+++ Recorded information +++
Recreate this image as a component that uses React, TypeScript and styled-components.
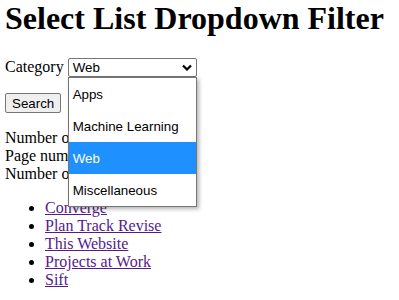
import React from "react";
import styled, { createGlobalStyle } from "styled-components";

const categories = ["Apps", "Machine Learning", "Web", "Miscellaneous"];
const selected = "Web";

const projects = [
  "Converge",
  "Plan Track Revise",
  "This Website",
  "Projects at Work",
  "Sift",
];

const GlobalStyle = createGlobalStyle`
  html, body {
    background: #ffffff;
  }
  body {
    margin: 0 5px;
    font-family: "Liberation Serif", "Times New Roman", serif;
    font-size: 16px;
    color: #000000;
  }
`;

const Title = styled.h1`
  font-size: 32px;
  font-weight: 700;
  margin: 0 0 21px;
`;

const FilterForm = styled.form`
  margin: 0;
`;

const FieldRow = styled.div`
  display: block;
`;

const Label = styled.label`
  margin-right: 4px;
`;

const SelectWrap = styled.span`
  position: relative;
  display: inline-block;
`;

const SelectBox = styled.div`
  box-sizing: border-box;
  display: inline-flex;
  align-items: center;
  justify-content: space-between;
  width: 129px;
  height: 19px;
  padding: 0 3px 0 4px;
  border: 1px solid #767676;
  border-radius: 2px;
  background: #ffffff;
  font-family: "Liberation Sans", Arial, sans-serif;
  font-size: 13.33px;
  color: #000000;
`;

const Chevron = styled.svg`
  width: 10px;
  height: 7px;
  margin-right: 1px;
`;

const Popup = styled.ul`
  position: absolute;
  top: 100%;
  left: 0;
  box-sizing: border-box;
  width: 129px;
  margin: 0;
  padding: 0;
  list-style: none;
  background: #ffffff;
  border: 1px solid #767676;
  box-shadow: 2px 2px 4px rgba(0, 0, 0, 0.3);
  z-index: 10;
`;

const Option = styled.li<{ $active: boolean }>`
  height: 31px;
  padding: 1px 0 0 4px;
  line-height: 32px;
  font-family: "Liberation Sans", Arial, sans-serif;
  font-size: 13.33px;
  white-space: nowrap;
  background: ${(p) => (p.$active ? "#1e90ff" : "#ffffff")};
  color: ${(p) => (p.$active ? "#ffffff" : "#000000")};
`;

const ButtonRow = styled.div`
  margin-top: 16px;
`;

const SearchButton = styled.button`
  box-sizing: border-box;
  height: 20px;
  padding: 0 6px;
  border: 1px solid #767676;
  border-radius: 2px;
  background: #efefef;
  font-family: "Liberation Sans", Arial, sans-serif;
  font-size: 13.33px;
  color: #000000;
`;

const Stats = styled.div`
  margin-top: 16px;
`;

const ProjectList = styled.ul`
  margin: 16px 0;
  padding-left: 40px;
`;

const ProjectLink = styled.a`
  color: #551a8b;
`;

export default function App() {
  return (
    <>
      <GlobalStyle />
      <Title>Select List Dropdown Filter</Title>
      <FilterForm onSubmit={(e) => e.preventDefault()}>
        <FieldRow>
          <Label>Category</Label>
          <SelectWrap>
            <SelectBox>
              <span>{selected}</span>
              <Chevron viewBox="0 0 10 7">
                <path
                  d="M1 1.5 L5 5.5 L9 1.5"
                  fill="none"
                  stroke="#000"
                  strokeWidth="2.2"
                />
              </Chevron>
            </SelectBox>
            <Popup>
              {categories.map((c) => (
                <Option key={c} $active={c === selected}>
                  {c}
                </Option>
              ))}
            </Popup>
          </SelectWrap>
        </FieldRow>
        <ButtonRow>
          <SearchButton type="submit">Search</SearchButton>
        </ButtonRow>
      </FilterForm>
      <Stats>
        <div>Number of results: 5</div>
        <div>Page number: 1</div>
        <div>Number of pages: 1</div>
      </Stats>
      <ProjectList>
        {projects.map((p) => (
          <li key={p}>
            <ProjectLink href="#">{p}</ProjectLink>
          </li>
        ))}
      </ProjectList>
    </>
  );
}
+++
● **Job**
Pictures are excluded; output everything else in the data verbatim.

● **Full answer**
Recreate this image as a component that uses React, TypeScript and styled-components.
import React from "react";
import styled, { createGlobalStyle } from "styled-components";

const categories = ["Apps", "Machine Learning", "Web", "Miscellaneous"];
const selected = "Web";

const projects = [
  "Converge",
  "Plan Track Revise",
  "This Website",
  "Projects at Work",
  "Sift",
];

const GlobalStyle = createGlobalStyle`
  html, body {
    background: #ffffff;
  }
  body {
    margin: 0 5px;
    font-family: "Liberation Serif", "Times New Roman", serif;
    font-size: 16px;
    color: #000000;
  }
`;

const Title = styled.h1`
  font-size: 32px;
  font-weight: 700;
  margin: 0 0 21px;
`;

const FilterForm = styled.form`
  margin: 0;
`;

const FieldRow = styled.div`
  display: block;
`;

const Label = styled.label`
  margin-right: 4px;
`;

const SelectWrap = styled.span`
  position: relative;
  display: inline-block;
`;

const SelectBox = styled.div`
  box-sizing: border-box;
  display: inline-flex;
  align-items: center;
  justify-content: space-between;
  width: 129px;
  height: 19px;
  padding: 0 3px 0 4px;
  border: 1px solid #767676;
  border-radius: 2px;
  background: #ffffff;
  font-family: "Liberation Sans", Arial, sans-serif;
  font-size: 13.33px;
  color: #000000;
`;

const Chevron = styled.svg`
  width: 10px;
  height: 7px;
  margin-right: 1px;
`;

const Popup = styled.ul`
  position: absolute;
  top: 100%;
  left: 0;
  box-sizing: border-box;
  width: 129px;
  margin: 0;
  padding: 0;
  list-style: none;
  background: #ffffff;
  border: 1px solid #767676;
  box-shadow: 2px 2px 4px rgba(0, 0, 0, 0.3);
  z-index: 10;
`;

const Option = styled.li<{ $active: boolean }>`
  height: 31px;
  padding: 1px 0 0 4px;
  line-height: 32px;
  font-family: "Liberation Sans", Arial, sans-serif;
  font-size: 13.33px;
  white-space: nowrap;
  background: ${(p) => (p.$active ? "#1e90ff" : "#ffffff")};
  color: ${(p) => (p.$active ? "#ffffff" : "#000000")};
`;

const ButtonRow = styled.div`
  margin-top: 16px;
`;

const SearchButton = styled.button`
  box-sizing: border-box;
  height: 20px;
  padding: 0 6px;
  border: 1px solid #767676;
  border-radius: 2px;
  background: #efefef;
  font-family: "Liberation Sans", Arial, sans-serif;
  font-size: 13.33px;
  color: #000000;
`;

const Stats = styled.div`
  margin-top: 16px;
`;

const ProjectList = styled.ul`
  margin: 16px 0;
  padding-left: 40px;
`;

const ProjectLink = styled.a`
  color: #551a8b;
`;

export default function App() {
  return (
    <>
      <GlobalStyle />
      <Title>Select List Dropdown Filter</Title>
      <FilterForm onSubmit={(e) => e.preventDefault()}>
        <FieldRow>
          <Label>Category</Label>
          <SelectWrap>
            <SelectBox>
              <span>{selected}</span>
              <Chevron viewBox="0 0 10 7">
                <path
                  d="M1 1.5 L5 5.5 L9 1.5"
                  fill="none"
                  stroke="#000"
                  strokeWidth="2.2"
                />
              </Chevron>
            </SelectBox>
            <Popup>
              {categories.map((c) => (
                <Option key={c} $active={c === selected}>
                  {c}
                </Option>
              ))}
            </Popup>
          </SelectWrap>
        </FieldRow>
        <ButtonRow>
          <SearchButton type="submit">Search</SearchButton>
        </ButtonRow>
      </FilterForm>
      <Stats>
        <div>Number of results: 5</div>
        <div>Page number: 1</div>
        <div>Number of pages: 1</div>
      </Stats>
      <ProjectList>
        {projects.map((p) => (
          <li key={p}>
            <ProjectLink href="#">{p}</ProjectLink>
          </li>
        ))}
      </ProjectList>
    </>
  );
}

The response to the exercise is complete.